Le foncier est entièrement en location, sécurisé par des baux de longue durée. « C’est intéressant pour ne pas gonfler la mise de départ », indique Damien Raffin, conseiller Cerfrance Rhône. Si un des propriétaires voulait vendre ses terres, Lionel et Morgan essaieraient de les acheter, « mais pas à n’importe quel prix ». La reprise de la ferme du voisin offre une marge de sécurité par rapport à une éventuelle future perte de foncier.

Une des forces de l’exploitation est de disposer de peu de matériel en propriété (trois tracteurs, une faucheuse, un andaineur, une faneuse ainsi qu'un roundballer en copropriété). « La cuma (ensilage) est très dynamique.
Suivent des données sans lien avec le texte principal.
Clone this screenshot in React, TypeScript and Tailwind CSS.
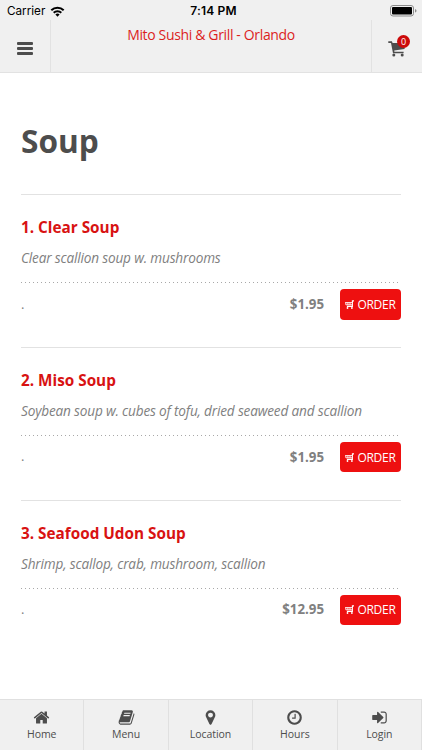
import React from "react";

const paths = {
  home: "M1472 992v480q0 26-19 45t-45 19h-384v-384h-256v384h-384q-26 0-45-19t-19-45v-480q0-1 .5-3t.5-3l575-474 575 474q1 2 1 6zm223-69l-62 74q-8 9-21 11h-3q-13 0-21-7l-692-577-692 577q-12 8-24 7-13-2-21-11l-62-74q-8-10-7-23.5t11-21.5l719-599q32-26 76-26t76 26l244 204v-195q0-14 9-23t23-9h192q14 0 23 9t9 23v408l219 182q10 8 11 21.5t-7 23.5z",
  book: "M1703 478q40 57 18 129l-275 906q-19 64-76.5 107.5t-122.5 43.5h-923q-77 0-148.5-53.5t-99.5-131.5q-24-67-2-127 0-4 3-27t4-37q1-8-3-21.5t-3-19.5q2-11 8-21t16.5-23.5 16.5-23.5q23-38 45-91.5t30-91.5q3-10 .5-30t-.5-28q3-11 17-28t17-23q21-36 42-92t25-90q1-9-2.5-32t.5-28q4-13 22-30.5t22-22.5q19-26 42.5-84.5t27.5-96.5q1-8-3-25.5t-2-26.5q2-8 9-18t18-23 17-21q8-12 16.5-30.5t15-35 16-36 19.5-32 26.5-23.5 36-11.5 47.5 5.5l-1 3q38-9 51-9h761q74 0 114 56t18 130l-274 906q-36 119-71.5 153.5t-128.5 34.5h-869q-27 0-38 15-11 16-1 43 24 70 144 70h923q29 0 56-15.5t35-41.5l300-987q7-22 5-57 38 15 59 43zm-1064 2q-4 13 2 22.5t20 9.5h608q13 0 25.5-9.5t16.5-22.5l21-64q4-13-2-22.5t-20-9.5h-608q-13 0-25.5 9.5t-16.5 22.5zm-83 256q-4 13 2 22.5t20 9.5h608q13 0 25.5-9.5t16.5-22.5l21-64q4-13-2-22.5t-20-9.5h-608q-13 0-25.5 9.5t-16.5 22.5z",
  marker: "M1152 640q0-106-75-181t-181-75-181 75-75 181 75 181 181 75 181-75 75-181zm256 0q0 109-33 179l-364 774q-16 33-47.5 52t-67.5 19-67.5-19-46.5-52l-365-774q-33-70-33-179 0-212 150-362t362-150 362 150 150 362z",
  clock: "M1024 544v448q0 14-9 23t-23 9h-320q-14 0-23-9t-9-23v-64q0-14 9-23t23-9h224v-352q0-14 9-23t23-9h64q14 0 23 9t9 23zm416 352q0-148-73-273t-198-198-273-73-273 73-198 198-73 273 73 273 198 198 273 73 273-73 198-198 73-273zm224 0q0 209-103 385.5t-279.5 279.5-385.5 103-385.5-103-279.5-279.5-103-385.5 103-385.5 279.5-279.5 385.5-103 385.5 103 279.5 279.5 103 385.5z",
  login: "M1312 896q0 26-19 45l-544 544q-19 19-45 19t-45-19-19-45v-288h-448q-26 0-45-19t-19-45v-384q0-26 19-45t45-19h448v-288q0-26 19-45t45-19 45 19l544 544q19 19 19 45zm352-352v704q0 119-84.5 203.5t-203.5 84.5h-320q-13 0-22.5-9.5t-9.5-22.5q0-4-1-20t-.5-26.5 3-23.5 10-19.5 20.5-6.5h320q66 0 113-47t47-113v-704q0-66-47-113t-113-47h-312l-11.5-1-11.5-3-8-5.5-7-9-2-13.5q0-4-1-20t-.5-26.5 3-23.5 10-19.5 20.5-6.5h320q119 0 203.5 84.5t84.5 203.5z",
};

const tabs: { label: string; icon: keyof typeof paths }[] = [
  { label: "Home", icon: "home" },
  { label: "Menu", icon: "book" },
  { label: "Location", icon: "marker" },
  { label: "Hours", icon: "clock" },
  { label: "Login", icon: "login" },
];

const items = [
  { name: "1. Clear Soup", desc: "Clear scallion soup w. mushrooms", price: "$1.95" },
  { name: "2. Miso Soup", desc: "Soybean soup w. cubes of tofu, dried seaweed and scallion", price: "$1.95" },
  { name: "3. Seafood Udon Soup", desc: "Shrimp, scallop, crab, mushroom, scallion", price: "$12.95" },
];

function StatusBar() {
  return (
    <div className="grid h-5 grid-cols-3 items-center pt-0.5 font-['Inter','Liberation_Sans',sans-serif] text-[12px] leading-[18px] text-black">
      <div className="flex items-center gap-[5px] pl-[7px]">
        <span className="text-[11.7px]">Carrier</span>
        <svg width="15" height="11" viewBox="0 0 14 11" fill="none" stroke="#000" strokeWidth="2">
          <path d="M.8 4.2a8.8 8.8 0 0 1 12.4 0" />
          <path d="M3.2 6.8a5.4 5.4 0 0 1 7.6 0" />
          <path d="M7 10.8 4.9 8.6a3 3 0 0 1 4.2 0z" fill="#000" stroke="none" />
        </svg>
      </div>
      <div className="pl-[5px] text-center font-semibold tracking-[0.2px]">7:14 PM</div>
      <div className="flex justify-end pr-[5px]">
        <svg width="27" height="12" viewBox="0 0 27 12">
          <rect x=".5" y=".5" width="23" height="10.5" rx="2.5" fill="none" stroke="#8b8b8b" />
          <rect x="2" y="2" width="20" height="7.5" rx="1" fill="#000" />
          <path d="M25 4q1.5.4 1.5 1.8T25 7.6z" fill="#8b8b8b" />
        </svg>
      </div>
    </div>
  );
}

function CartIcon() {
  return (
    <svg width="17" height="16" viewBox="0 0 17 16" fill="#4d4d4d">
      <path d="M.3.3h3.6L4.6 2h12v6L6.2 9.6l.2 1.1h9.2v1.6H5L3 2H.3z" />
      <circle cx="5.8" cy="14" r="1.5" />
      <circle cx="14.2" cy="14" r="1.5" />
    </svg>
  );
}

function OrderIcon() {
  return (
    <svg width="9" height="9" viewBox="0 0 9 9" fill="none" stroke="#fff">
      <path d="M9 .9H7.4v5.5H1.9" strokeWidth="1.1" />
      <path d="M.2 2.6h6.8M.9 4.8h6.2M.8 2.4v2.4M2.9 2.6v2.2M5 2.6v2.2" strokeWidth=".9" />
      <circle cx="2.5" cy="8" r=".9" fill="#fff" stroke="none" />
      <circle cx="6.9" cy="8" r=".9" fill="#fff" stroke="none" />
    </svg>
  );
}

export default function App() {
  return (
    <div className="flex h-[750px] w-[422px] flex-col overflow-hidden bg-white font-['Open_Sans','Noto_Sans',sans-serif] text-[#4d4d4d]">
      <header className="h-[73px] shrink-0 border-b border-[#e2e2e2] bg-[#f0f0f0]">
        <StatusBar />
        <div className="flex h-[52px]">
          <div className="flex w-[51px] flex-col justify-center gap-[2px] border-r border-[#e2e2e2] pl-[17px] pt-[5px]">
            <i className="h-[3px] w-4 rounded-[1px] bg-[#4d4d4d]" />
            <i className="h-[3px] w-4 rounded-[1px] bg-[#4d4d4d]" />
            <i className="h-[3px] w-4 rounded-[1px] bg-[#4d4d4d]" />
          </div>
          <h1 className="flex-1 pt-[5px] text-center text-[14px] leading-5 tracking-[-0.35px] text-[#dc1e1e]">Mito Sushi &amp; Grill - Orlando</h1>
          <div className="w-[51px] border-l border-[#e2e2e2] pl-4 pt-[21px]">
            <div className="relative w-[17px]">
              <CartIcon />
              <span className="absolute -top-[6px] left-[9px] flex h-[13px] w-[13px] items-center justify-center rounded-full bg-[#cc0a0a] text-[9px] leading-none text-white">0</span>
            </div>
          </div>
        </div>
      </header>
      <main className="flex-1 px-[21px] pt-[45px]">
        <h2 className="h-[76px] text-[31.6px] font-bold leading-[46px] text-[#4d4d4d]">Soup</h2>
        {items.map((item) => (
          <section key={item.name} className="h-[152.8px] border-t border-[#e2e2e2] pt-[21px]">
            <h3 className="text-[15.3px] font-bold leading-[22px] text-[#d81212]">{item.name}</h3>
            <p className="mt-[9px] whitespace-nowrap text-[13.6px] italic leading-[21px] tracking-[-0.17px] text-[#808080]">{item.desc}</p>
            <div className="mt-[14px] h-px bg-[linear-gradient(90deg,#a8a8a8_1.5px,transparent_1.5px)] bg-[length:4px_1px]" />
            <div className="flex items-center pt-[6px] text-[#808080]">
              <span className="flex-1 text-[13px]">.</span>
              <span className="mr-4 pt-px text-[13.3px] font-bold">{item.price}</span>
              <button className="flex h-[30.5px] w-[61px] items-center justify-center gap-[3px] rounded-[4px] bg-[#ee1010] text-[12px] tracking-[-0.3px] text-white">
                <OrderIcon />
                <span className="pt-px">ORDER</span>
              </button>
            </div>
          </section>
        ))}
      </main>
      <nav className="grid h-[51px] shrink-0 grid-cols-5 border-t border-[#e0e0e0] bg-[#f0f0f0]">
        {tabs.map((tab) => (
          <div key={tab.label} className="flex flex-col items-center border-r border-[#e0e0e0] pt-[9px] text-[10.5px] leading-4 tracking-[-0.05px]">
            <svg width="17" height="17" viewBox="0 0 1792 1792" fill="#4d4d4d">
              <path d={paths[tab.icon]} />
            </svg>
            <span>{tab.label}</span>
          </div>
        ))}
      </nav>
    </div>
  );
}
Pour d’autres travaux, nous recourons à des ETA », indiquent les deux associés.

Une bonne valeur ajoutée

Ces montants d’investissement sont à relativiser. « Il s’agit d’une ferme bio, avec transformation et vente directe, rappelle Damien Raffin. Il faut donc les mettre en regard d’un chiffre d’affaires attendu de 490 000 euros au bout de quatre ans d’installation, et d’un EBE attendu de 150 000 euros, soit un ratio EBE/produit de 30 %. » En 2021, l’EBE était de 118 900 euros pour 364 900 euros de chiffre d’affaires (33 % EBE/PB), « ce qui est conforme au business plan, avec un peu d’avance », pointent les associés. Le temps de retour sur investissement est estimé à 14 ans. Par ailleurs, les investissements à prévoir ne représentent pas de grosses sommes qui pourraient peser significativement sur le poids des annuités, aujourd’hui à 49 % de l’EBE.